イエスさまが、「地の果てにまで、わたしの証人となります。」と言われたとおりです。けれども、見てください、「ユダヤ人以外の者にはだれにも、みことばを語らなかった。(19節)」とあります。完全にはイエスの証人となっていなかったのですね。彼らはまだ、ユダヤ人の聖書の解釈によって縛られていました。
けれども、キプロスやクレネ出身のユダヤ人が、ギリシヤ人にも語りかけ始めました。
そして宣べ伝えて、大ぜいの人たちが主を信じました。もし彼らの働きがなければ、使徒行伝はここで終わり、パウロのヨーロッパ宣教もなく、彼らはたんなるユダヤ教の一派になっていたのです。もちろん、はるか東に位置する私たちは、救われていません。
キプロスとクレネから来たユダヤ人は、第一に、ギリシヤ人に語りかけました。ふだんは語りかけることもないような人たちに、語りかけたのです。この人達の名前は聖書には残されていませんが、彼らがいなければ今私たちもイエス様のことを知ることはなかったかも知れません。
2 パウロと教会をつないだ人「バルナバ」
バルナバについて、みなさん覚えていますか?
使徒行伝3章の最後のところに出てきましたが、彼はレビ族のユダヤ人であり、自分の所有の畑を売って、その代金を教会に持ってきました。バルナバという名前は、「慰めの子」という意味です。
バルナバは、回心したばかりのパウロが、エルサレムの教会で受け入れられなかったときに、パウロのことを彼らに紹介しました。バルナバは、ずっとタルソで生活をしていたサウロ、つまりパウロを連れてきます。
パウロは、今はイエス様を信じましたが、その前は教会を迫害していた人でしたね。パウロと教会の間にもまだまだ隔たりがあったのでしょう。バルナバは、パウロが、このアンテオケで救われた異邦人へ奉仕をするために、最適の人であると判断しました。このように、彼は、ふつう人々が抱いている偏見を乗り越えて、愛の手を差し伸べてまし。また、対立している人々を結びつるような、平和を造る人でした。

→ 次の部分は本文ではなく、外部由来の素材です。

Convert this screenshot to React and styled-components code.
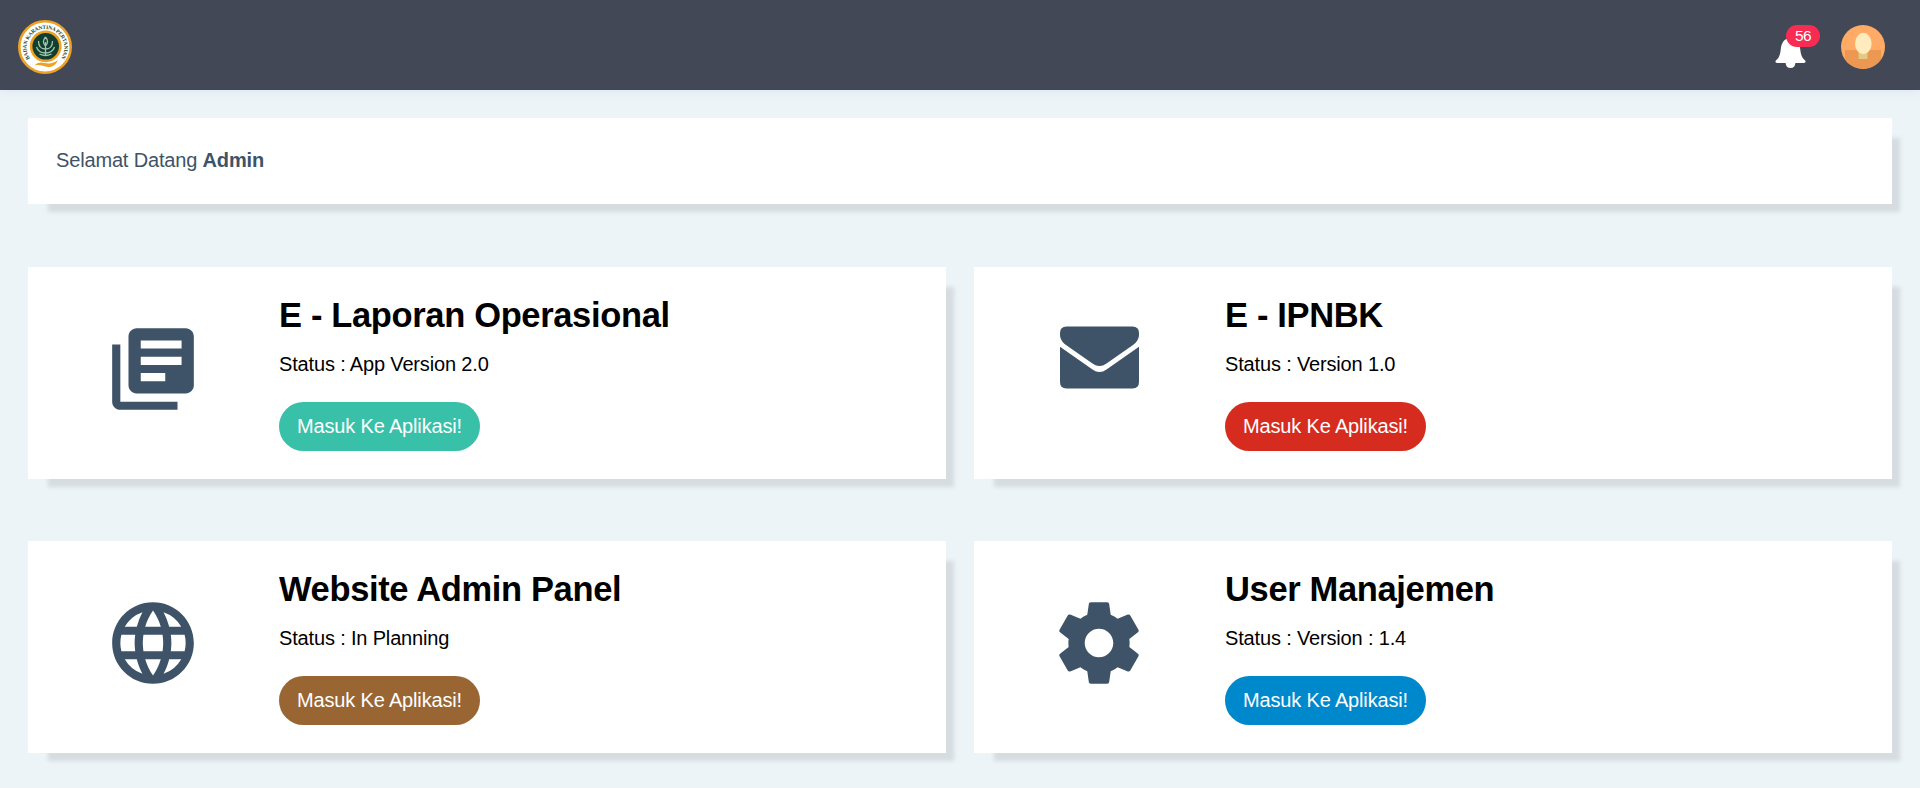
import React from "react";
import styled, { createGlobalStyle } from "styled-components";
import { MdLibraryBooks, MdLanguage } from "react-icons/md";

const GlobalStyle = createGlobalStyle`
  * { box-sizing: border-box; }
  body {
    margin: 0;
    min-height: 100vh;
    background: #ecf4f8;
    color: #000;
    font: 20px/1.2 "Liberation Sans", Arial, sans-serif;
    letter-spacing: -0.16px;
  }
`;

const Header = styled.header`
  display: flex;
  align-items: center;
  justify-content: space-between;
  height: 90px;
  padding: 3px 35px 0 18px;
  background: #434856;
  box-shadow: 0 2px 8px rgba(200, 212, 235, 0.35);
`;

const Logo = styled.svg`
  width: 54px;
  height: 54px;
`;

const Actions = styled.div`
  display: flex;
  align-items: center;
  gap: 34px;
`;

const Notifications = styled.div`
  position: relative;
  width: 32px;
  height: 44px;
`;

const BellIcon = styled.svg`
  display: block;
  width: 32px;
  height: 44px;
`;

const Badge = styled.span`
  position: absolute;
  left: 11px;
  top: 0;
  width: 34px;
  height: 22px;
  border-radius: 11px;
  background: #f82c52;
  color: #fff;
  font-size: 15.5px;
  line-height: 22px;
  letter-spacing: -0.5px;
  text-align: center;
`;

const Avatar = styled.svg`
  width: 44px;
  height: 44px;
`;

const Main = styled.main`
  display: flex;
  flex-direction: column;
  gap: 63px;
  padding: 28px;
`;

const Panel = styled.section`
  background: #fff;
  box-shadow: 14px 14px 4px -6px #d6dce0;
`;

const Welcome = styled(Panel)`
  display: flex;
  align-items: center;
  height: 86px;
  padding: 0 28px 2px;
  color: #3e5367;
  white-space: pre;
`;

const Grid = styled.div`
  display: grid;
  grid-template-columns: 1fr 1fr;
  gap: 62px 28px;
`;

const AppCard = styled(Panel)`
  display: flex;
  height: 212px;
`;

const IconColumn = styled.div`
  display: flex;
  justify-content: center;
  width: 251px;
  padding: 53px 2px 0 0;
  color: #3e5367;

  svg {
    display: block;
    width: 98px;
    height: 98px;
  }
`;

const Details = styled.div`
  display: flex;
  flex-direction: column;
  align-items: flex-start;
  padding-top: 28px;
`;

const Title = styled.h2`
  margin: 0;
  font-size: 34.5px;
  line-height: 40px;
  letter-spacing: -0.35px;
`;

const Status = styled.p`
  margin: 17px 0 26px;
  line-height: 24px;
`;

const EnterButton = styled.button`
  width: 201px;
  height: 49px;
  padding: 0 0 2px;
  border: 0;
  border-radius: 25px;
  background: ${(p) => p.$color};
  color: #fff;
  font: inherit;
  letter-spacing: -0.16px;
`;

function EnvelopeIcon() {
  return (
    <svg viewBox="0 0 98 98" fill="currentColor">
      <path d="M16.500 6.500h66q6.500 0 6.500 6.500v2c0 3.500-2.500 7.500-6 10L56.500 43.500q-7 5-14 0L16 25c-3.500-2.500-6-6.500-6-10v-2q0-6.500 6.500-6.500z" />
      <path d="M10 26.700L42.500 49.500q7 5 14 0L89 26.700V62q0 6.400-6.400 6.400H16.400Q10 68.400 10 62z" />
    </svg>
  );
}

function GearIcon() {
  return (
    <svg viewBox="0 0 24 24" fill="currentColor">
      <path d="M19.43 12.98c.04-.32.07-.64.07-.98s-.03-.66-.07-.98l2.110-1.650c.19-.15.24-.42.12-.64l-2-3.460c-.12-.22-.39-.3-.61-.22l-2.490 1c-.52-.4-1.080-.73-1.690-.98l-.38-2.650C14.460 2.180 14.250 2 14 2h-4c-.25 0-.46.18-.49.42l-.38 2.650c-.61.25-1.170.59-1.690.98l-2.490-1c-.23-.09-.49 0-.61.22l-2 3.460c-.13.22-.07.49.12.64l2.110 1.650c-.04.32-.07.65-.07.98s.03.66.07.98l-2.110 1.650c-.19.15-.24.42-.12.64l2 3.460c.12.22.39.3.61.22l2.490-1c.52.4 1.080.73 1.690.98l.38 2.650c.03.24.24.42.49.42h4c.25 0 .46-.18.49-.42l.38-2.650c.61-.25 1.170-.59 1.690-.98l2.490 1c.23.09.49 0 .61-.22l2-3.460c.12-.22.07-.49-.12-.64l-2.110-1.650zM12 15.500c-1.930 0-3.500-1.570-3.500-3.500s1.570-3.500 3.500-3.500 3.500 1.570 3.500 3.500-1.570 3.500-3.500 3.500z" />
    </svg>
  );
}

const apps = [
  { title: "E - Laporan Operasional", status: "Status : App Version 2.0", color: "#38c0a8", Icon: MdLibraryBooks },
  { title: "E - IPNBK", status: "Status : Version 1.0", color: "#d62c20", Icon: EnvelopeIcon },
  { title: "Website Admin Panel", status: "Status : In Planning", color: "#996633", Icon: MdLanguage },
  { title: "User Manajemen", status: "Status : Version : 1.4", color: "#0088cc", Icon: GearIcon },
];

function OrganisationLogo() {
  return (
    <Logo viewBox="0 0 54 54">
      <circle cx="27" cy="27" r="25.700" fill="#fff" stroke="#eda126" strokeWidth="2.600" />
      <defs>
        <path id="logo-ring" d="M12.100 38.500A18.800 18.800 0 1 1 42.900 38.500" />
      </defs>
      <text fill="#174a36" fontFamily="Liberation Serif, serif" fontSize="5.400" fontWeight="bold" letterSpacing="0">
        <textPath href="#logo-ring" textLength="81">BADAN KARANTINA PERTANIAN</textPath>
      </text>
      <circle cx="27.700" cy="26.300" r="14.600" fill="#123f2d" stroke="#eda126" strokeWidth="2.600" />
      <g fill="none" stroke="#9fc4b4" strokeWidth="1.300">
        <path d="M27.500 17q-4 5 0 9q4-4 0-9M27.500 22v14M20.500 21q0 8 7 8q7 0 7-8M18.500 27q2 6 9 6t9-6M21.500 34q6 3 12 0" />
      </g>
      <path d="M16.500 45.500c5-5 9-2 14-2 4 0 6-1.500 9.500-3.500-2 5-6 7.500-10 7-5-.5-8-3-13.500-1.500z" fill="#eda126" />
    </Logo>
  );
}

export default function App() {
  return (
    <>
      <GlobalStyle />
      <Header>
        <OrganisationLogo />
        <Actions>
          <Notifications>
            <BellIcon viewBox="0 0 32 44" fill="#fff">
              <path d="M15.500 13C9 13 6.500 18 5.800 24c-.6 6-1.800 9-5 11.500Q-.3 38 2 38h27q2.300 0 1.200-2.500c-3.200-2.500-4.400-5.500-5-11.500-.7-6-3.200-11-9.700-11z" />
              <path d="M10.500 37.500h10q-.5 5.500-5 5.500t-5-5.500z" />
            </BellIcon>
            <Badge>56</Badge>
          </Notifications>
          <Avatar viewBox="0 0 44 44">
            <circle cx="22" cy="22" r="22" fill="#ffab66" />
            <path d="M4 25h36v9.500A22 22 0 0 1 4 34.500z" fill="#ed9852" />
            <path d="M17.500 25h9v9h-9z" fill="#e2ca84" />
            <ellipse cx="22.300" cy="18.500" rx="8.300" ry="10.700" fill="#ffebbd" />
          </Avatar>
        </Actions>
      </Header>
      <Main>
        <Welcome>
          Selamat Datang <strong>Admin</strong>
        </Welcome>
        <Grid>
          {apps.map(({ title, status, color, Icon }) => (
            <AppCard key={title}>
              <IconColumn>
                <Icon />
              </IconColumn>
              <Details>
                <Title>{title}</Title>
                <Status>{status}</Status>
                <EnterButton $color={color}>Masuk Ke Aplikasi!</EnterButton>
              </Details>
            </AppCard>
          ))}
        </Grid>
      </Main>
    </>
  );
}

イエスは、「平和をつくる者は幸いです。その人は神の子どもと呼ばれるからです。(マタイ5:9)」と言われましたが、まさにそのような人であったと言えるでしょう。
タルソは、ギリシヤ文化の色濃い町です。パウロはそこで生まれましたが、彼の両親はベニヤミン族のユダヤ人であり、彼は青年になってからエルサレムで聖書の学びをしました。ですから、聖書についてよく知っていること、またギリシヤ人がどのように考え、行動するかをよく知っている人がパウロであり、バルナバは彼が適任だと考えたのです。結果的に、このパウロがトルコとヨーロッパへ福音を運ぶ宣教者となり、多くの教会が建て上げられて、世界中に福音が広がっていったのです。
3 アンテオケで初めて、キリスト者と呼ばれるようになった。
アンテオケというのは、当時の世界の三大都市の一つでした。もっとも大きかったのは、もちろんローマです。その次に、エジプトにあるアレキサンドリアが大きい町でした。そして三番目に大きかったのがアンテオケです。この町は、汚れと不品行にまみれた罪に満ち溢れた町でした。この町でキリスト者、つまり、クリスチャンという呼ばれ方が生まれたのです。教会が生まれた、信仰の中心地のエルサレムでなく、信仰とはかけ離れた罪に満ちたアンテオケで、クリスチャンという言葉が生まれたのは驚きです。
クリスチャンとは、もともと「キリストのような」という意味です。
不信者の人たちが、彼らを見て、そのように呼びました。彼らを見ていると、キリストのようだ、と思ったのです。当時の記録で、彼らはなんとお互いに愛し合っているのだろうか、と驚いている発言が載っています。ですから、彼らは、神から遠く離れていた異邦人であったのが、悔い改めて、キリストのように変えられたのです。これが、教会の最終的な目的であり、クリスチャンがキリストのようになっていき、神の栄光が現われることが最終的な目的です。
こうして、一部のユダヤ人やバルナバが、ギリシヤ人に愛をもって接し、奉仕をしたことによって、ユダヤ人と異邦人がキリストにあって一つになっていきました。
一致とは、愛による結びつきです。
ユダヤ人は霊的な奉仕を異邦人にしてあげて、異邦人は物質的な奉仕をユダヤ人に対して行ないました。(27-29)
その愛の結びつきが、信仰の一致とともに彼らを一つにしました。私たちが一つになる、一致するというのも同じことです。
私たちはそれぞれ異なる性格をもち、背景が異なり、年齢、性別など、いろいろな違いがあります。けれども、イエス様とつながっていることによって与えられる信仰が一つになっているのであれば、また、互いに愛し合っているのであれば、そこには麗しい御霊の一致があり、神の栄光が反映されているのです。それがクリスチャンと呼ばれる人たちの姿なのです。